The Arts Council is not making life particularly convenient for the Government in doing so. Nevertheless, it is doing its job for the arts. The arm's length relationship still obtains. It is for the Arts Council to judge whether the level of subsidy that is available enables this great theatre, with its many triumphs behind it — to which the hon. Member paid tribute and I join him in that tribute—to do its job. We do not believe that the Arts Council has so dramatically mistaken its judgment as to require the intervention of my noble Friend to overturn that arm's length relationship and correct the allocation to the National Theatre.

What is the National Theatre supposed to do? There is a potential philosophical dispute about at least some of the comments Sir Peter Hall has made about the role of subsidy. In his diaries, from which we learned that Sir Peter quite rightly voted for my right hon. Friend the Prime Minister in 1979—which is very satisfactory to the Government—he wrote that to use sponsorship for the main house work would: not only be betraying ourselves but the rest of the subsidised theatre and the Arts Council. Private subsidy should be used to help us expand into areas we otherwise couldn't afford to be in: children's theatre, very experimental writing, etc. We should all welcome the injection of private money into those areas, but I do not understand the philosophical argument that in some way it would be wrong if private sponsorship could be found for some of the main line activities. It is difficult to understand why money extracted through the compulsion of the taxation system by means of the terror of my noble Friend the Lord Chancellor with the law and the Inland Revenue behind him is in some way good money, whereas money given voluntarily is in some way bad money. Money is money. As the Emperor Vespasian said when he put a tax on the urinals in the city of Rome, money does not smell. From wherever it comes, it is useful.

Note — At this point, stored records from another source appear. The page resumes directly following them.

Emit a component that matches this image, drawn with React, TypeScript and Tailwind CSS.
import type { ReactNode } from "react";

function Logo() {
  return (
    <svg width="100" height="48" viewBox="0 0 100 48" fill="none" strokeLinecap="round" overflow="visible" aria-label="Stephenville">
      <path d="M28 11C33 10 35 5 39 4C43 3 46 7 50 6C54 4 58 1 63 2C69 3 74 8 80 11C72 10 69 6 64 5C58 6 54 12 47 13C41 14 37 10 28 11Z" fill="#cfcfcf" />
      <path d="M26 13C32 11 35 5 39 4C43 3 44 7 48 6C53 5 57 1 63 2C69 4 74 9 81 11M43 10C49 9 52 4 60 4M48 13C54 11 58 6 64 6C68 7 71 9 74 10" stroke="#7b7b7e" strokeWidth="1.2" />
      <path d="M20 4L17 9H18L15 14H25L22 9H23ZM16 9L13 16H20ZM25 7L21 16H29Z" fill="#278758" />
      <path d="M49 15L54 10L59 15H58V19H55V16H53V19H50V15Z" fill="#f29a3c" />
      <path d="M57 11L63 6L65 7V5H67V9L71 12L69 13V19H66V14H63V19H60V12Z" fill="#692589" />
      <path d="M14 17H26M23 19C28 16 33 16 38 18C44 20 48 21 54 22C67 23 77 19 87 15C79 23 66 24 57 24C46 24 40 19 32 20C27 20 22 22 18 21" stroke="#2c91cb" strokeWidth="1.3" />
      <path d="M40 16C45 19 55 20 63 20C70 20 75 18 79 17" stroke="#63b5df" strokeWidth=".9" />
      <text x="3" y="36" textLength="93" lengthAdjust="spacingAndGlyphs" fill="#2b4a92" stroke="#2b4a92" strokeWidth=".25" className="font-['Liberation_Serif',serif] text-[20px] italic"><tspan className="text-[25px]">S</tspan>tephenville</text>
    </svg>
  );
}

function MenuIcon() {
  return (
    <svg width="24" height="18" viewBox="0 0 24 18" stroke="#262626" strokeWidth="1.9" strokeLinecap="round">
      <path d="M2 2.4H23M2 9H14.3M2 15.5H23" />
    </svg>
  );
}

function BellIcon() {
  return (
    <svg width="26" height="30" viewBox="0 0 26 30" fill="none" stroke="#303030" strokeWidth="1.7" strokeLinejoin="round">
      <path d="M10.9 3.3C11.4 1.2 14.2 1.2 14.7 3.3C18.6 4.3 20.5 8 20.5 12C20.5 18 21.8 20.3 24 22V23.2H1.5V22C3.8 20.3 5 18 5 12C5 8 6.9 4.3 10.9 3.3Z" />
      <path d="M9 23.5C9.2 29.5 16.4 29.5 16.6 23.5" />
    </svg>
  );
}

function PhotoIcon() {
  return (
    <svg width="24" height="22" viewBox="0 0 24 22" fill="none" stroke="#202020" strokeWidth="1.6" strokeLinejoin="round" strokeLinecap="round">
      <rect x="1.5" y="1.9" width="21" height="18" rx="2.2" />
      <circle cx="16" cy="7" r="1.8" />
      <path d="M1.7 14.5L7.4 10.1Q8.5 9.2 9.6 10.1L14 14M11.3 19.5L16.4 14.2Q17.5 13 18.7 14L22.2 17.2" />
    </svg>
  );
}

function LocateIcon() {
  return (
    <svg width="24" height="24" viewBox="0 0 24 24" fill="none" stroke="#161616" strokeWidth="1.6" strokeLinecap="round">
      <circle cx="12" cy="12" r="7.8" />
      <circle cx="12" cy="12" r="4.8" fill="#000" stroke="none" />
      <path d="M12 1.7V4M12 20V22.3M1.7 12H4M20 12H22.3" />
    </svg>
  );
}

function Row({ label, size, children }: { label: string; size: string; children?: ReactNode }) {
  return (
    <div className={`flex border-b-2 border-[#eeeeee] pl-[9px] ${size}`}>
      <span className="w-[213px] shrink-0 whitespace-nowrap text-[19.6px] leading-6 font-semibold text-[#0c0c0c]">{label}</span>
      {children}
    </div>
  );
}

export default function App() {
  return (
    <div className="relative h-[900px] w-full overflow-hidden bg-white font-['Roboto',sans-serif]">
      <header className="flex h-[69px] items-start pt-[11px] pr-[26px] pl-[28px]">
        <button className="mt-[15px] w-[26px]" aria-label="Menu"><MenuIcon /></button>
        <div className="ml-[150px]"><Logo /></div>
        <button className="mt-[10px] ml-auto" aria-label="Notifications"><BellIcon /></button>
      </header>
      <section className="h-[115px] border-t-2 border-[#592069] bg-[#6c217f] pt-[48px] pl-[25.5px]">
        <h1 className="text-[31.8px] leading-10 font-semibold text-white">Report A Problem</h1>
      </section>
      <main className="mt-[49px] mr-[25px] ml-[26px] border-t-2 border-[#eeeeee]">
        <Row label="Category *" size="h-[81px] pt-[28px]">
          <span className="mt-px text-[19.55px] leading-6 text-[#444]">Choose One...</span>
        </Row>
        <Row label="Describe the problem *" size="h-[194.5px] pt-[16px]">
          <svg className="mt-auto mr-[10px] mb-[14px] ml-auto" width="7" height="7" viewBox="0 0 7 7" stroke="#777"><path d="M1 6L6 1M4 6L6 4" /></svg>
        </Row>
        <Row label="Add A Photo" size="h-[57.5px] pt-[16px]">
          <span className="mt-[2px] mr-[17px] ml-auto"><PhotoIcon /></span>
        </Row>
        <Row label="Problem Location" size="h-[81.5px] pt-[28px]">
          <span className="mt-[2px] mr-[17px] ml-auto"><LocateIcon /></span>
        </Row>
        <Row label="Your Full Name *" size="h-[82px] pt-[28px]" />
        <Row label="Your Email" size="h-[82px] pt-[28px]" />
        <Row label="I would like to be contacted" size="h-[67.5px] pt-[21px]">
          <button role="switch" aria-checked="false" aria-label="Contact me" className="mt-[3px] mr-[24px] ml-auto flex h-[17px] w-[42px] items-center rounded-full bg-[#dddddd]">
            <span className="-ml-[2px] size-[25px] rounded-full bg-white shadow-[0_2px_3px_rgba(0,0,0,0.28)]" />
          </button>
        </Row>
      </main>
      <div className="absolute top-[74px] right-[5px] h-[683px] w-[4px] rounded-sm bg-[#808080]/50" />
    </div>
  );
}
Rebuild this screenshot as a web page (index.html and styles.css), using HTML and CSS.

I hope that in the search for sponsorship and for money from outside, given the tremendous good will that has been generated over the years by so many of the performances that have been put on, the theatre will not limit itself in its application. It has been raising sponsorship, as the hon. Gentleman said, and that has particularly been applied to touring and outreach work and now to foyer music. But why not use all the great good will that exists to see if more can be done for the central aspects of the theatre's work?

I also agree that there is no evidence in, for example, the pay settlements, that the theatre is behaving in an irresponsible way in comparison with other theatres, but that does not wholly absolve it, despite the difficulties with the GLC which is being rather mischievous in the way that it is on the one hand dangling carrots of potential money and on the other laying down conditions that make it difficult for the money to be accepted and savings to be made. It must examine every cost in the way that institutions of the utmost excellence in other fields such as universities have to do.

Although Sir Peter argues that there has been no overspending, we must remember that the savings that he is now seeking are over £1 million. If he had what he says is his share of the Arts Council money — a 5 per cent. increase—that would leave him with a shortfall of some £900,000, so there must have been a coming budget crisis. We must ask the theatre, like all other institutions in the country, even those of the utmost excellence, to seek the further savings to continue that excellence and that contribution to our national life in the future.

Question put and agreed to. Adjourned accordingly at sixteen minutes past One o' clock.